Tourism is an important pillar for Hong Kong’s economy. In pre-COVID times, tourism accounted for about four per cent of the territory’s Gross Domestic Product (GDP) and provided for about six per cent of total employment.
In Hong Kong’s heydays, the city saw about 65 million tourists in 2018, of which 51 million came from the mainland. It was boom time for retailers and restaurants. Long queues of mainland shoppers would line the streets along Canton Road and elsewhere waiting to buy luxury items from Gucci, Prada, Tiffany’s and other high-end stores which set up shop in Hong Kong to tap this lucrative market.
Today many restaurants and retail outlets are closing down, especially in the boundary towns of Sheung Shui and Yuen Long. The market is no longer there, and high rental costs make it almost impossible to survive.
During the 2025/2026 festive season, Hong Kong saw a 25.6 per cent rise in inbound trips on New Year’s Day 2026 (664,338 trips), but this was still countered by a massive 515,954 outbound exits on the same day.
Winston Yeung, chair of the Hong Kong Federation of Restaurants & Related Trades, told local media that business was sluggish during the Christmas holiday, with some restaurant owners calling it “the slowest business at Christmas over the past 10 years.”
Unfortunately, the local market is not propping up the tourism outlets. Instead, the locals are traveling in large numbers to Shenzhen and Macau and other parts of China for day trips or extended holidays, thereby providing a leakage in the local economy.

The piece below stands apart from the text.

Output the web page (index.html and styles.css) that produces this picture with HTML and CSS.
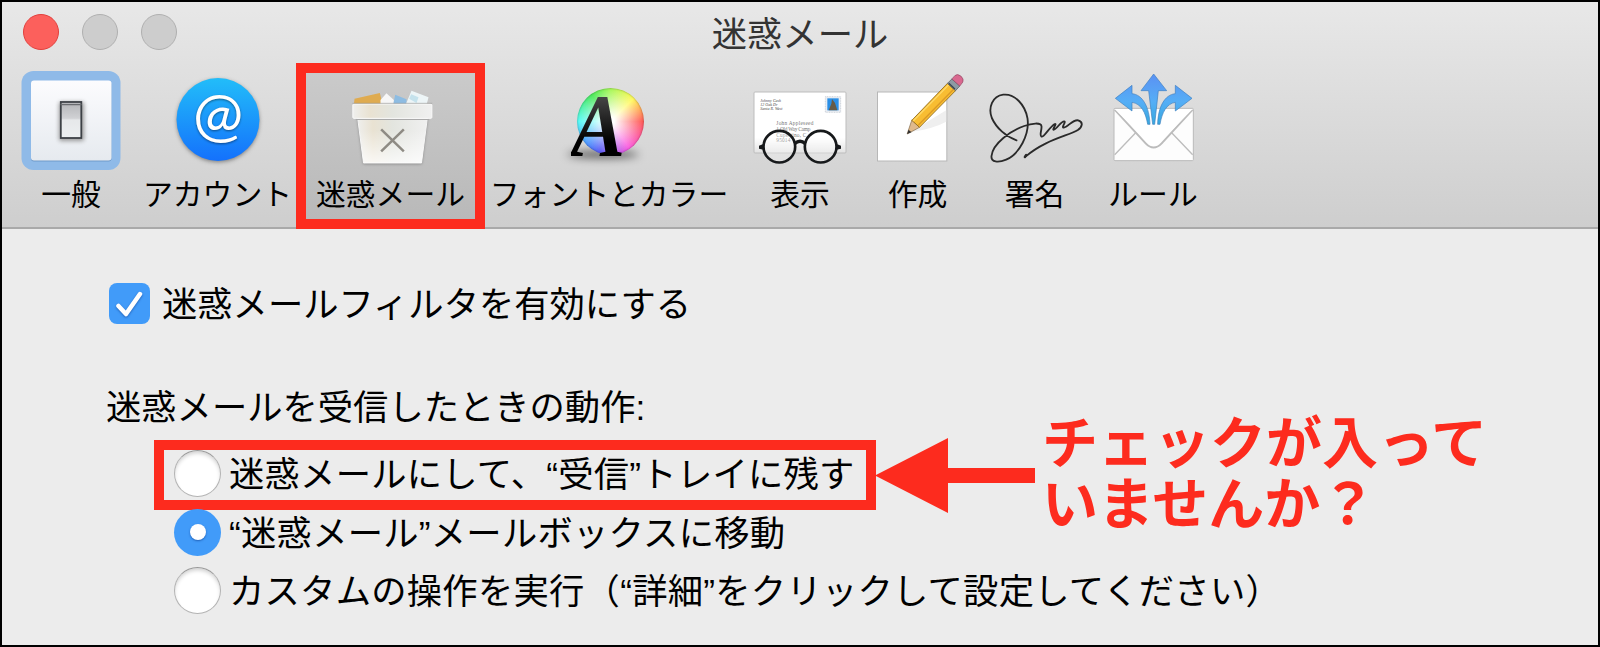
FILE: index.html
```html
<!doctype html>
<html lang="ja">
    <head>
        <meta charset="UTF-8" />
        <meta name="viewport" content="width=device-width, initial-scale=1.0" />
        <title>迷惑メール</title>
        <link rel="stylesheet" href="styles.css">
    </head>
    <body>
        <div class="window">
            <header>
                <div class="titlebar">
                    <div class="lights">
                        <span class="light close"></span>
                        <span class="light"></span>
                        <span class="light"></span>
                    </div>
                    <h1>迷惑メール</h1>
                </div>

                <nav class="toolbar">
                    <div class="tool">
                        <svg class="icon" viewBox="0 0 100 100">
                            <defs>
                                <linearGradient id="plate" x2="0" y2="1">
                                    <stop offset="0" stop-color="#fcfcfe" />
                                    <stop offset="1" stop-color="#e6eaef" />
                                </linearGradient>
                                <linearGradient id="rocker" x2="0" y2="1">
                                    <stop offset="0" stop-color="#dcdce0" />
                                    <stop offset=".1" stop-color="#b9babd" />
                                    <stop offset=".45" stop-color="#d0d1d4" />
                                    <stop offset=".5" stop-color="#e6e8ea" />
                                    <stop offset="1" stop-color="#eceff1" />
                                </linearGradient>
                            </defs>
                            <rect x=".5" width="99" height="99" rx="12" fill="#8fbae8" />
                            <rect x="10" y="10.5" width="80.5" height="80" rx="3" fill="#6f9ac9" />
                            <rect x="10" y="9.5" width="80.5" height="80" rx="3" fill="url(#plate)" />
                            <rect class="soft" x="38" y="31" width="25" height="39" rx="2" fill="#999" />
                            <rect x="39.8" y="31" width="20.5" height="36" fill="url(#rocker)" stroke="#3d4146" stroke-width="1.8" />
                            <path d="M39.5 33.5h21" stroke="#696b6f" stroke-width="1.5" />
                        </svg>
                        <span class="label">一般</span>
                    </div>

                    <div class="tool">
                        <svg class="icon" viewBox="0 0 100 100">
                            <defs>
                                <linearGradient id="sky" x2="0" y2="1">
                                    <stop offset="0" stop-color="#22bdf9" />
                                    <stop offset="1" stop-color="#1471fc" />
                                </linearGradient>
                            </defs>
                            <circle class="soft" cx="50" cy="50" r="41" fill="#777" />
                            <circle cx="50" cy="48.5" r="41.5" fill="url(#sky)" />
                            <text class="at" x="50" y="65">@</text>
                        </svg>
                        <span class="label">アカウント</span>
                    </div>

                    <div class="tool selected">
                        <svg class="icon" viewBox="151.5 63 300 300">
                            <defs>
                                <linearGradient id="bin">
                                    <stop offset="0" stop-color="#efefed" />
                                    <stop offset=".22" stop-color="#e9e2d2" />
                                    <stop offset=".5" stop-color="#e3e5df" />
                                    <stop offset="1" stop-color="#f0f0f0" />
                                </linearGradient>
                                <linearGradient id="binShade" x2="0" y2="1">
                                    <stop offset=".3" stop-color="#fff" stop-opacity="0" />
                                    <stop offset="1" stop-color="#fff" stop-opacity=".75" />
                                </linearGradient>
                            </defs>
                            <path d="M190 165l2-19 76-17 9 36z" fill="#dfab50" />
                            <path d="M270 150l18-20 22 20v15h-40z" fill="#f7f7f7" />
                            <path d="M308 165l6-31 34 14v17z" fill="#8dbce2" />
                            <path d="M345 165l18-43 51 20-6 23z" fill="#edf5f7" />
                            <path d="M356 146l6-13 22 9-6 17z" fill="#c5e2ec" />
                            <path d="M201 200h210l-18 141H219z" fill="#777" class="soft-lg" />
                            <path d="M201 200h210l-18 139H219z" fill="url(#bin)" stroke="#f6f6f6" stroke-width="3" />
                            <path d="M201 200h210l-18 139H219z" fill="url(#binShade)" />
                            <path d="M196 208h220" stroke="#aaa" stroke-width="4" />
                            <rect x="187" y="162" width="237" height="43" rx="3" fill="url(#bin)" stroke="#fafafa" stroke-width="3" />
                            <path d="M186 160h239" stroke="#9a9a97" stroke-width="2" />
                            <path d="M272 238l68 66M340 238l-68 66" stroke="#8e8b84" stroke-width="7.5" />
                        </svg>
                        <span class="label">迷惑メール</span>
                    </div>

                    <div class="tool">
                        <div class="icon fonts">
                            <span class="wheel"></span>
                            <span class="letter">A</span>
                        </div>
                        <span class="label">フォントとカラー</span>
                    </div>

                    <div class="tool">
                        <svg class="icon" viewBox="60 33 300 300">
                            <defs>
                                <linearGradient id="card" x2="0" y2="1">
                                    <stop offset=".75" stop-color="#fff" />
                                    <stop offset="1" stop-color="#e2e2e2" />
                                </linearGradient>
                            </defs>
                            <rect x="72" y="96" width="276" height="183" rx="3" fill="url(#card)" stroke="#bdbdbd" stroke-width="3" />
                            <g class="script small">
                                <text x="91" y="125">Johnny Cash</text>
                                <text x="91" y="137">12 Oak Dr</text>
                                <text x="91" y="150">Santa R. West</text>
                            </g>
                            <g class="script">
                                <text x="139" y="195" textLength="111">John Appleseed</text>
                                <text x="139" y="212" textLength="102">1 Old Way Camp</text>
                                <text x="139" y="230" textLength="90">Cupertino, C</text>
                                <text x="139" y="247" textLength="42">95014</text>
                            </g>
                            <rect x="286" y="110" width="46" height="47" fill="#e9edf3" stroke="#bcc3cc" stroke-width="2" stroke-dasharray="3 2" />
                            <rect x="292" y="115" width="34" height="36" fill="#2a8fe6" />
                            <path d="M296 151l8-20 2-14 9 12 7 22z" fill="#665b46" />
                            <g fill="none" stroke="#17191b" stroke-width="8">
                                <circle cx="148" cy="260" r="47.5" fill="#fff" fill-opacity=".3" />
                                <circle cx="272" cy="260" r="47.5" fill="#fff" fill-opacity=".3" />
                                <path d="M194 251q16-14 32 0" stroke-width="10" />
                            </g>
                            <path d="M87 257l13-5v17l-13-3zM333 257l-13-5v17l13-3z" fill="#17191b" />
                        </svg>
                        <span class="label">表示</span>
                    </div>

                    <div class="tool">
                        <svg class="icon" viewBox="412.5 33 300 300">
                            <rect x="441" y="96" width="208" height="207" fill="#fff" stroke="#b7b7b7" stroke-width="3" />
                            <path d="M540 216l107-65v34q-40 22-107 31z" fill="#efefef" />
                            <path d="M530 222l14-42 23 22z" fill="#dfb98c" stroke="#7d6544" stroke-width="2" />
                            <path d="M530 222l4-13 9 8z" fill="#333" />
                            <path d="M544 181L651 70l24 22-108 110z" fill="#f8bd32" stroke="#8b681c" stroke-width="2.5" />
                            <path d="M563 196L670 87" stroke="#dc9a25" stroke-width="4" />
                            <path d="M548 183L654 75" stroke="#ffd966" stroke-width="4" />
                            <path d="M651 70l13-13 24 21-13 14z" fill="#8d9aa3" stroke="#4b545b" stroke-width="2" />
                            <path d="M655 70l18 17" stroke="#394653" stroke-width="4" />
                            <path d="M664 57l9-10q7-7 18 1 10 9 6 18l-9 12z" fill="#d9688f" stroke="#8e4862" stroke-width="2" />
                        </svg>
                        <span class="label">作成</span>
                    </div>

                    <div class="tool">
                        <svg class="icon" viewBox="73.5 33 300 300">
                            <g fill="none" stroke="#2a2a2a" stroke-width="5.5" stroke-linecap="round" stroke-linejoin="round">
                                <path d="M168 241C137 230 108 205 94 174C82 143 96 108 128 104C163 100 194 135 201 175C208 224 176 282 137 299C113 309 91 307 93 288C97 250 151 212 191 198C213 190 242 186 243 199C244 211 236 226 243 230C251 233 269 198 283 192C291 189 273 211 280 209C291 206 300 184 311 184C318 185 301 203 310 203C322 201 337 178 353 181C369 186 366 200 352 210C328 226 253 239 195 290" />
                                <path d="M197 285l-4 6" stroke-width="7" />
                            </g>
                        </svg>
                        <span class="label">署名</span>
                    </div>

                    <div class="tool">
                        <svg class="icon" viewBox="429 33 300 300">
                            <defs>
                                <linearGradient id="arrows" gradientUnits="userSpaceOnUse" x1="0" y1="40" x2="0" y2="195">
                                    <stop offset="0" stop-color="#5b90f3" />
                                    <stop offset=".55" stop-color="#55aef6" />
                                    <stop offset="1" stop-color="#35a9de" />
                                </linearGradient>
                            </defs>
                            <rect x="462" y="145" width="238" height="157" rx="3" fill="#fdfdfd" stroke="#bababa" stroke-width="3" />
                            <path d="M464 284l63-66M698 284l-63-66" stroke="#bdbdbd" stroke-width="4" />
                            <path d="M464 149l93 101q24 25 48 0l93-101" fill="#fff" stroke="#bcbcbc" stroke-width="6" />
                            <path d="M464 147l95 97q22 22 44 0l95-97z" fill="#fff" />
                            <g fill="url(#arrows)" stroke="#3c7fc0" stroke-width="2">
                                <path d="M466 115l50-39v25c32 3 52 40 54 92h-7c-6-36-20-62-47-66v26z" />
                                <path d="M696 115l-50-39v25c-32 3-52 40-53 92h7c6-36 20-62 46-66v26z" />
                                <path d="M581 42l39 50h-25l-11 101h-6l-12-101h-23z" />
                            </g>
                        </svg>
                        <span class="label">ルール</span>
                    </div>
                </nav>
            </header>

            <main>
                <label class="check-row">
                    <span class="checkbox">
                        <svg viewBox="0 0 41 41">
                            <path d="M9.5 23l7.5 8L31 11" fill="none" stroke="#fff" stroke-width="4.5" stroke-linecap="round" stroke-linejoin="round" />
                        </svg>
                    </span>
                    <span class="text">迷惑メールフィルタを有効にする</span>
                </label>

                <h2>迷惑メールを受信したときの動作:</h2>

                <div class="options">
                    <label class="option">
                        <span class="radio"></span>
                        <span class="text">迷惑メールにして、“受信”トレイに残す</span>
                        <span class="option-frame"></span>
                    </label>
                    <label class="option">
                        <span class="radio on"></span>
                        <span class="text">“迷惑メール”メールボックスに移動</span>
                    </label>
                    <label class="option">
                        <span class="radio"></span>
                        <span class="text">カスタムの操作を実行（“詳細”をクリックして設定してください）</span>
                    </label>
                </div>
            </main>

            <!-- red notes on top of the window -->
            <div class="callout">
                <svg class="arrow" viewBox="0 0 160 75">
                    <path d="M0 37.5L73 0v30h87v15H73v30z" fill="#fd2b1e" />
                </svg>
                <p>チェックが入って<br>いませんか？</p>
            </div>
        </div>
    </body>
</html>
```

FILE: styles.css
```css
* {
    box-sizing: border-box;
}
body {
    margin: 0;
    font-family: "Liberation Sans", "Noto Sans CJK JP", sans-serif;
    font-size: 35.3px;
    color: #000;
}
h1,
h2,
p {
    margin: 0;
    font-size: inherit;
    font-weight: normal;
}
.window {
    position: relative;
    width: 1600px;
    height: 647px;
    border: 2px solid #000;
    background: #ececec;
    overflow: hidden;
}
header {
    height: 227px;
    background: linear-gradient(#e8e8e8, #cecece);
    border-bottom: 2px solid #a9a9a9;
}
.titlebar {
    display: grid;
    grid-template-columns: 1fr auto 1fr;
    align-items: center;
    height: 63px;
}
.titlebar h1 {
    padding-top: 2px;
    color: #333;
    line-height: 60px;
}
.lights {
    display: flex;
    gap: 23px;
    padding: 0 0 3px 21px;
}
.light {
    width: 36px;
    height: 36px;
    border: 1.5px solid #b0b0b0;
    border-radius: 50%;
    background: #cdcdcd;
}
.light.close {
    background: #fc605c;
    border-color: #e2403d;
}

/* toolbar */
.toolbar {
    display: grid;
    grid-template-columns: 138px 155px 191px 246px 136px 99px 135px 102px;
    height: 162px;
}
.tool {
    display: flex;
    flex-direction: column;
    align-items: center;
    padding-top: 6px;
}
.icon {
    flex: none;
    width: 100px;
    height: 100px;
    overflow: visible;
}
.label {
    font-size: 29.8px;
    line-height: 48px;
    white-space: nowrap;
}
.tool.selected {
    margin: -2px 1px 0;
    padding: 0;
    border: 10px solid #fd2b1e;
    height: 166px;
    background: linear-gradient(#cacaca, #b9b9b9);
}
.tool.selected .icon {
    margin-top: -2px;
}
.soft {
    filter: blur(2px);
}
.soft-lg {
    filter: blur(4px);
}
.at {
    font-family: Lato, sans-serif;
    font-size: 60px;
    fill: #fff;
    text-anchor: middle;
    filter: drop-shadow(0 1px 1px rgba(0, 0, 0, 0.45));
}
.fonts {
    position: relative;
}
.wheel {
    position: absolute;
    left: 18px;
    top: 17px;
    width: 67px;
    height: 67px;
    border-radius: 50%;
    background:
        radial-gradient(circle, #fff 8%, rgba(255, 255, 255, 0) 68%),
        conic-gradient(#a8f75a, #fff95c 45deg, #ff5b58 90deg, #fb5fe0 145deg, #5a5cf5 200deg, #4f9dff 230deg, #57fbf6 270deg, #4ce95a 325deg, #a8f75a);
    box-shadow: inset 0 0 2px rgba(0, 0, 0, 0.45);
}
.fonts::before {
    content: "";
    position: absolute;
    left: 8px;
    top: 80px;
    width: 72px;
    height: 7px;
    border-radius: 50%;
    background: rgba(0, 0, 0, 0.6);
    filter: blur(4px);
}
.letter {
    position: absolute;
    left: 12px;
    top: 15px;
    font: italic bold 88px/80px "Liberation Serif", serif;
    color: transparent;
    background: linear-gradient(#444 15%, #000 70%);
    background-clip: text;
    transform: scaleX(0.92);
    transform-origin: left;
}
.script {
    font: 16px "Liberation Serif", serif;
    fill: #777;
}
.script.small {
    font-size: 12px;
    font-style: italic;
    fill: #444;
}

/* settings */
main {
    padding: 53px 0 0 104px;
}
.text {
    line-height: 48px;
    padding-top: 3px;
}
.check-row {
    display: flex;
    align-items: center;
    height: 42px;
    padding-left: 3px;
}
.checkbox {
    width: 41px;
    height: 41px;
    margin-right: 12px;
    border-radius: 8px;
    background: #419bf9;
}
.checkbox svg {
    display: block;
    filter: drop-shadow(0 1px 1px rgba(0, 40, 120, 0.5));
}
h2 {
    margin-top: 56px;
    line-height: 56px;
}
.options {
    padding: 8px 0 0 68px;
}
.option {
    position: relative;
    display: flex;
    align-items: center;
    gap: 8px;
    height: 58.8px;
    letter-spacing: 0.26px;
    white-space: nowrap;
}
.radio {
    width: 47px;
    height: 47px;
    border: 1.5px solid #b3b3b3;
    border-top-color: #999;
    border-radius: 50%;
    background: #fff;
    box-shadow: inset 0 3px 4px -1px rgba(0, 0, 0, 0.2);
}
.radio.on {
    display: grid;
    place-items: center;
    border: 0;
    background: #419bf9;
    box-shadow: none;
}
.radio.on::after {
    content: "";
    width: 16px;
    height: 16px;
    border-radius: 50%;
    background: #fff;
    box-shadow: 0 1px 2px rgba(0, 40, 120, 0.5);
}
.option-frame {
    position: absolute;
    left: -20px;
    top: -4px;
    width: 722px;
    height: 70px;
    border: 10px solid #fd2b1e;
}
.callout {
    position: absolute;
    left: 873px;
    top: 408px;
    display: flex;
    align-items: flex-start;
    gap: 7px;
    color: #fd2b1e;
}
.callout .arrow {
    width: 160px;
    height: 75px;
    margin-top: 28px;
}
.callout p {
    padding-top: 3px;
    font-size: 56px;
    font-weight: bold;
    line-height: 61px;
    white-space: nowrap;
}
```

While Hong Kong received more than an estimated 45 million visitors last year, more than about 100 million departures were recorded by the Immigration Department of locals leaving Hong Kong by plane, train or bus mainly to the mainland (75 per cent), and to other major Asian destinations.
Hong Kong has 320 hotels offering 92,907 rooms, according to the Hong Kong Tourism Board. Despite mainlanders’ choice of more budget accommodation, occupancy rates for the hotel industry remained high at 88 per cent last year. The major hotels are not affected by the change in mainlanders’ preferences as they rely more on the affluent international tourist, visiting Hong Kong for business, conventions or holidays.
Property developer, Caldwell Banker Richard Ellis (CBRE) says Hong Kong’s hospitality market currently presents various investment-ready assets including rare investment opportunities for upper upscale and luxury hotels. These high-end properties are particularly attractive due to their resilience, as they are less reliant on Chinese group travelers and enjoy sustained spending power among affluent individual travelers and international visitors. This makes them attractive for investors seeking stable returns in a dynamic market.
To encourage locals to spend more at home and at the same time provide a bonus for tourists, Hong Kong has organised a series of mega events, many held in the new sports stadium on the site of the old Kai Tak airport in Kowloon. Traditional events in 2026 will include the French May Arts festival in March, Hong Kong Book Fair in July, Hong Kong performing Arts Expo in October, the World Snooker Grand Prix in February, and, of course, the international dragon boat races in June.
Blockbusters will include BlackPink World tour in January, the Hong Kong marathon, which draws in runners and their supports from around the world, and the Hong Kong Tennis Open also in January.
That is good for the inbound and outbound tourists alike. But more needs to be done to tip the tourism scales to a surplus for Hong Kong’s economy to grow at a faster pace. As the saying goes charity starts at home, so it is up to us as local residents who have reaped the benefits of the city to spend more in local restaurants and retail outlets than spend it elsewhere. Support local enterprises. After all, the restaurants in Hong Kong are ranked among the best in the world and are tax free as against a value-added tax applied to restaurants and shops in the mainland.